Perles rares : des arbres de parenté à découvrir dans un traité toulousain du XVIe siècle.

La détermination les liens de parenté est très utile aux juristes anciens pour appliquer les règles de mariage (interdiction des mariages consanguins) ou de succession. Leur complexité a rapidement conduit à concevoir des représentations figurées pour les rendre plus explicites, dont la forme la plus connue, l’arbre, est l’un des ancêtres de nos arbres généalogiques actuels. On en trouve de beaux exemples dans le traité Nova arboris utriusque… juris concinnatio, publié en 1538 par Bérenger Fernand (15..-1567), professeur de droit à l’Université de Toulouse, qui compare les solutions apportées aux problèmes posés par la parenté par le droit canonique et le droit romain.

En droit canonique (qui régit notamment les matières liées aux sacrements, donc au mariage) il s’agit de déterminer les degrés de parenté ou d’alliance entre deux futurs époux pour vérifier si le mariage ne relève pas de la liste des unions prohibées en raisons des liens entre les époux. En droit romain, qui s’applique en « pays » de droit écrit (pour la France, la partie méridionale) pour les matières civiles, il s’agit de déterminer les héritiers en cas de succession.

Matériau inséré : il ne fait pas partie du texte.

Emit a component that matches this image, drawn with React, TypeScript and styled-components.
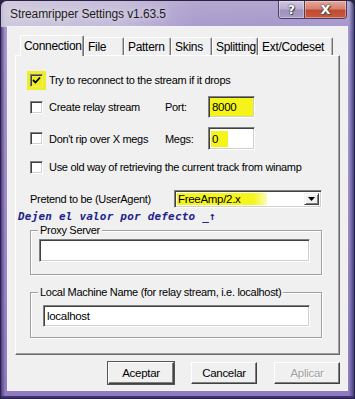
import React from "react";
import styled, { createGlobalStyle } from "styled-components";

const Global = createGlobalStyle`
  html, body { margin: 0; padding: 0; background: #2a2540; }
  body { width: 355px; height: 399px; overflow: hidden; }
  * { box-sizing: border-box; }
`;

const Window = styled.div`
  width: 355px;
  height: 399px;
  display: flex;
  flex-direction: column;
  border: 1px solid #2a2146;
  border-radius: 7px 7px 0 0;
  background:
    linear-gradient(90deg, rgba(70, 50, 120, 0.85) 0px, rgba(70, 50, 120, 0) 4px, rgba(40, 50, 110, 0) calc(100% - 5px), rgba(40, 50, 110, 0.8) 100%),
    linear-gradient(180deg, #b3a7cf 0px, #a596cb 30px, #9b89c6 60%, #8e7bbd 100%);
  box-shadow: inset 0 -2px 0 #3f2f74;
  font-family: "Liberation Sans", Arial, sans-serif;
  overflow: hidden;
`;

const TitleBar = styled.div`
  height: 26px;
  display: flex;
  align-items: flex-start;
  background: linear-gradient(90deg, rgba(214, 210, 224, 0.85) 0%, rgba(205, 198, 222, 0.7) 35%, rgba(180, 168, 214, 0.2) 55%, rgba(170, 155, 210, 0) 75%);
`;

const Title = styled.div`
  padding: 6px 0 0 9px;
  font-size: 12px;
  line-height: 15px;
  color: #1c1c1c;
  letter-spacing: -0.1px;
  text-shadow: 0 0 6px rgba(255, 255, 255, 0.9);
`;

const CaptionGroup = styled.div`
  margin-left: auto;
  margin-right: 7px;
  display: flex;
  height: 18px;
  border: 1px solid #4a3e68;
  border-top: none;
  border-radius: 0 0 4px 4px;
  overflow: hidden;
`;

const CaptionButton = styled.div<{ $close?: boolean }>`
  width: ${(p) => (p.$close ? 42 : 25)}px;
  height: 100%;
  display: flex;
  align-items: center;
  justify-content: center;
  font-family: "DejaVu Sans", sans-serif;
  font-weight: bold;
  font-size: ${(p) => (p.$close ? 13 : 12)}px;
  color: #fff;
  text-shadow: 0 0 1px #333, 0 0 2px #444, 1px 1px 0 #555;
  border-left: ${(p) => (p.$close ? "1px solid #5a3a4a" : "none")};
  background: ${(p) =>
    p.$close
      ? "linear-gradient(180deg, #e6a799 0%, #d7826f 45%, #c24a33 55%, #c8593f 100%)"
      : "linear-gradient(180deg, #cfc8de 0%, #b8aecf 45%, #9f92bd 55%, #a99cc6 100%)"};
  box-shadow: inset 0 0 0 1px rgba(255, 255, 255, 0.35);
`;

const Client = styled.div`
  flex: 1;
  margin: 0 7px 8px 7px;
  background: #f0f0f0;
  box-shadow: 0 0 0 1px #f6f2fc;
  display: flex;
  flex-direction: column;
  padding: 8px 7px 6px 7px;
  font-size: 11px;
  letter-spacing: -0.3px;
  color: #000;
`;

const TabStrip = styled.div`
  height: 20px;
  display: flex;
  align-items: flex-end;
  padding-left: 5px;
  position: relative;
  z-index: 1;
`;

const Tab = styled.div<{ $w: number; $active?: boolean }>`
  width: ${(p) => p.$w}px;
  height: ${(p) => (p.$active ? 21 : 18)}px;
  margin-bottom: ${(p) => (p.$active ? -1 : 0)}px;
  display: flex;
  align-items: center;
  padding-left: ${(p) => (p.$active ? 3 : 4)}px;
  padding-bottom: ${(p) => (p.$active ? 1 : 0)}px;
  background: #f0f0f0;
  border-top: 1px solid #fff;
  border-left: ${(p) => (p.$active ? "1px solid #fff" : "none")};
  border-right: 1px solid #6f6f6f;
  box-shadow: ${(p) => (p.$active ? "inset -1px 0 0 #a0a0a0" : "inset 1px 0 0 #fff, inset -1px 0 0 #b8b8b8")};
  border-radius: 2px 2px 0 0;
  font-size: 12px;
`;

const Panel = styled.div`
  height: 300px;
  border-top: 1px solid #fff;
  border-left: 1px solid #fff;
  border-right: 1px solid #696969;
  border-bottom: 1px solid #696969;
  box-shadow: inset -1px -1px 0 #a0a0a0;
  display: flex;
  flex-direction: column;
  padding: 14px 0 0 14px;
`;

const Row = styled.div<{ $h: number; $mt: number; $cols?: string }>`
  height: ${(p) => p.$h}px;
  margin-top: ${(p) => p.$mt}px;
  display: ${(p) => (p.$cols ? "grid" : "flex")};
  grid-template-columns: ${(p) => p.$cols || "none"};
  align-items: center;
`;

const CheckLabel = styled.div`
  display: flex;
  align-items: center;
  gap: 6px;
  white-space: nowrap;
`;

const CheckBox = styled.div<{ $mark?: boolean }>`
  width: 13px;
  height: 13px;
  flex: none;
  background: ${(p) => (p.$mark ? "#ecec2a" : "#fff")};
  border-top: 1px solid #808080;
  border-left: 1px solid #808080;
  border-right: 1px solid ${(p) => (p.$mark ? "#f0f060" : "#fff")};
  border-bottom: 1px solid ${(p) => (p.$mark ? "#f0f060" : "#fff")};
  box-shadow: inset 1px 1px 0 #404040 ${(p) => (p.$mark ? ", 0 0 0 3px #eded2a" : ", inset -1px -1px 0 #d4d0c8")};
  display: flex;
  align-items: center;
  justify-content: center;
`;

const Field = styled.div<{ $w: number; $h: number; $fill?: string }>`
  width: ${(p) => p.$w}px;
  height: ${(p) => p.$h}px;
  background: ${(p) => p.$fill || "#fff"};
  border-top: 1px solid #808080;
  border-left: 1px solid #808080;
  border-right: 1px solid #fff;
  border-bottom: 1px solid #fff;
  box-shadow: inset 1px 1px 0 #404040, inset -1px -1px 0 #d4d0c8;
  display: flex;
  align-items: center;
  padding-left: 3px;
  font-size: 11.5px;
`;

const Mark = styled.span`
  background: #f4f41a;
  padding: 2px 10px 2px 1px;
  margin-left: -1px;
`;

const ComboBox = styled.div`
  width: 148px;
  height: 18px;
  background: #fff;
  border-top: 1px solid #808080;
  border-left: 1px solid #808080;
  border-right: 1px solid #fff;
  border-bottom: 1px solid #fff;
  box-shadow: inset 1px 1px 0 #404040, inset -1px -1px 0 #d4d0c8;
  display: flex;
  align-items: stretch;
  padding: 2px;
  font-size: 11.5px;
`;

const ComboValue = styled.div`
  width: 90px;
  background: linear-gradient(90deg, #f5f51c 85%, rgba(245, 245, 28, 0.3) 100%);
  display: flex;
  align-items: center;
  padding-left: 1px;
`;

const ComboArrow = styled.div`
  margin-left: auto;
  width: 15px;
  background: #f0f0f0;
  border-top: 1px solid #f0f0f0;
  border-left: 1px solid #f0f0f0;
  border-right: 1px solid #404040;
  border-bottom: 1px solid #404040;
  box-shadow: inset 1px 1px 0 #fff, inset -1px -1px 0 #808080;
  display: flex;
  align-items: center;
  justify-content: center;
`;

const Note = styled.div`
  height: 14px;
  margin: 2px 0 0 -12px;
  font-family: "DejaVu Sans Mono", monospace;
  font-style: italic;
  font-weight: bold;
  font-size: 11px;
  letter-spacing: 0.2px;
  line-height: 14px;
  color: #23238a;
  white-space: nowrap;
`;

const GroupBox = styled.div<{ $mt: number; $pb: number }>`
  width: 292px;
  margin-top: ${(p) => p.$mt}px;
  border: 1px solid #a0a0a0;
  box-shadow: inset 1px 1px 0 #fff, 1px 1px 0 #fff;
  display: flex;
  flex-direction: column;
  padding: 0 11px ${(p) => p.$pb}px 8px;
`;

const GroupLabel = styled.div`
  align-self: flex-start;
  margin: -7px 0 0 -1px;
  padding: 0 2px;
  height: 13px;
  line-height: 13px;
  background: #f0f0f0;
  white-space: nowrap;
`;

const GroupField = styled(Field)<{ $ml: number; $mt: number }>`
  width: auto;
  margin-left: ${(p) => p.$ml}px;
  margin-top: ${(p) => p.$mt}px;
`;

const ButtonRow = styled.div`
  margin-top: 7px;
  display: flex;
  justify-content: flex-end;
  gap: 17px;
`;

const Button = styled.div<{ $default?: boolean; $disabled?: boolean }>`
  width: 66px;
  height: 22px;
  display: flex;
  align-items: center;
  justify-content: center;
  font-size: 11.5px;
  background: #f0f0f0;
  border-top: 1px solid #fff;
  border-left: 1px solid #fff;
  border-right: 1px solid #404040;
  border-bottom: 1px solid #404040;
  box-shadow: inset -1px -1px 0 #808080 ${(p) => (p.$default ? ", 0 0 0 1px #555" : "")};
  color: ${(p) => (p.$disabled ? "#a0a0a0" : "#000")};
  text-shadow: ${(p) => (p.$disabled ? "1px 1px 0 #fff" : "none")};
`;

const Check = () => (
  <svg width="9" height="9" viewBox="0 0 9 9">
    <path d="M1 4 L3.5 6.5 L8 1.5" fill="none" stroke="#000" strokeWidth="1.8" />
  </svg>
);

const Arrow = () => (
  <svg width="7" height="4" viewBox="0 0 7 4">
    <path d="M0 0 H7 L3.5 4 Z" fill="#000" />
  </svg>
);

const tabs: [string, number][] = [
  ["Connection", 64],
  ["File", 40],
  ["Pattern", 47],
  ["Skins", 41],
  ["Splitting", 46],
  ["Ext/Codeset", 75],
];

export default function App() {
  return (
    <>
      <Global />
      <Window>
        <TitleBar>
          <Title>Streamripper Settings v1.63.5</Title>
          <CaptionGroup>
            <CaptionButton>?</CaptionButton>
            <CaptionButton $close>X</CaptionButton>
          </CaptionGroup>
        </TitleBar>
        <Client>
          <TabStrip>
            {tabs.map(([t, w], i) => (
              <Tab key={t} $w={w} $active={i === 0}>
                {t}
              </Tab>
            ))}
          </TabStrip>
          <Panel>
            <Row $h={20} $mt={0}>
              <CheckLabel>
                <CheckBox $mark>
                  <Check />
                </CheckBox>
                Try to reconnect to the stream if it drops
              </CheckLabel>
            </Row>
            <Row $h={22} $mt={6} $cols="135px 43px 47px">
              <CheckLabel>
                <CheckBox />
                Create relay stream
              </CheckLabel>
              <span>Port:</span>
              <Field $w={47} $h={22} $fill="#f4f41a">8000</Field>
            </Row>
            <Row $h={22} $mt={9} $cols="135px 43px 47px">
              <CheckLabel>
                <CheckBox />
                Don't rip over X megs
              </CheckLabel>
              <span>Megs:</span>
              <Field $w={47} $h={23}>
                <Mark>0</Mark>
              </Field>
            </Row>
            <Row $h={20} $mt={8}>
              <CheckLabel>
                <CheckBox />
                Use old way of retrieving the current track from winamp
              </CheckLabel>
            </Row>
            <Row $h={18} $mt={13} $cols="144px 148px">
              <span>Pretend to be (UserAgent)</span>
              <ComboBox>
                <ComboValue>FreeAmp/2.x</ComboValue>
                <ComboArrow>
                  <Arrow />
                </ComboArrow>
              </ComboBox>
            </Row>
            <Note>Dejen el valor por defecto _↑</Note>
            <GroupBox $mt={6} $pb={12}>
              <GroupLabel>Proxy Server</GroupLabel>
              <GroupField $w={0} $h={23} $ml={0} $mt={2} />
            </GroupBox>
            <GroupBox $mt={17} $pb={10}>
              <GroupLabel>Local Machine Name (for relay stream, i.e. localhost)</GroupLabel>
              <GroupField $w={0} $h={22} $ml={4} $mt={6}>
                localhost
              </GroupField>
            </GroupBox>
          </Panel>
          <ButtonRow>
            <Button $default>Aceptar</Button>
            <Button>Cancelar</Button>
            <Button $disabled>Aplicar</Button>
          </ButtonRow>
        </Client>
      </Window>
    </>
  );
}
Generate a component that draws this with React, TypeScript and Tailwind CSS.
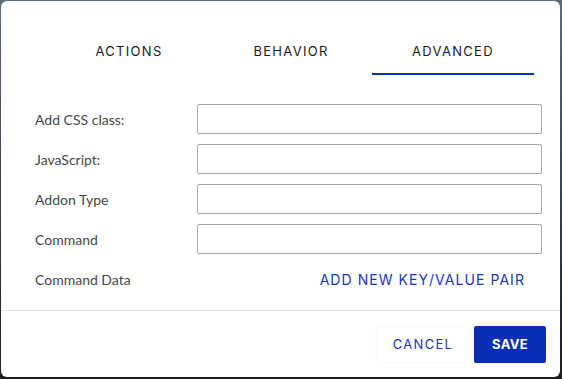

La première partie de l’ouvrage est consacrée à l’arbor consanguinitatis, (arbre de consanguinité ou de parenté). Ce type de représentation est utilisé en droit canonique comme en droit romain. À partir d’un personnage central, Ego, représenté, comme il est fréquent, par une petite tête barbue, les descendants et les ascendants directs sont figurés sur un axe vertical tandis que les collatéraux se répartissent de part et d’autre. Dans chaque cercle, on trouve le nom du parent par rapport à Ego (filius, avus, soror, etc.), accompagné de deux chiffres romains : celui placé en haut indique le nombre de degrés « canoniques » qui séparent Ego des autres membres de sa famille et celui placé en bas le nombre de « degrés romains ». Car le système de comptage n’est pas le même pour les deux droits... En droit canon, seuls sont comptés les intervalles qui remontent à l’ancêtre commun ; en droit romain, les degrés sont calculés en comptant les intervalles qui remontent à l’ancêtre commun et ceux qui en redescendent. Ainsi, des cousins germains sont parents au 4e degré en droit romain mais seulement au 2e degré en droit canonique. Il faut savoir que sous l’Ancien Régime, les mariages entre consanguins sont prohibés jusqu’au 4e degré de parenté, soit des personnes ayant un arrière-arrière grand parent commun (mais des dispenses peuvent dans certains cas être accordées par l’Eglise).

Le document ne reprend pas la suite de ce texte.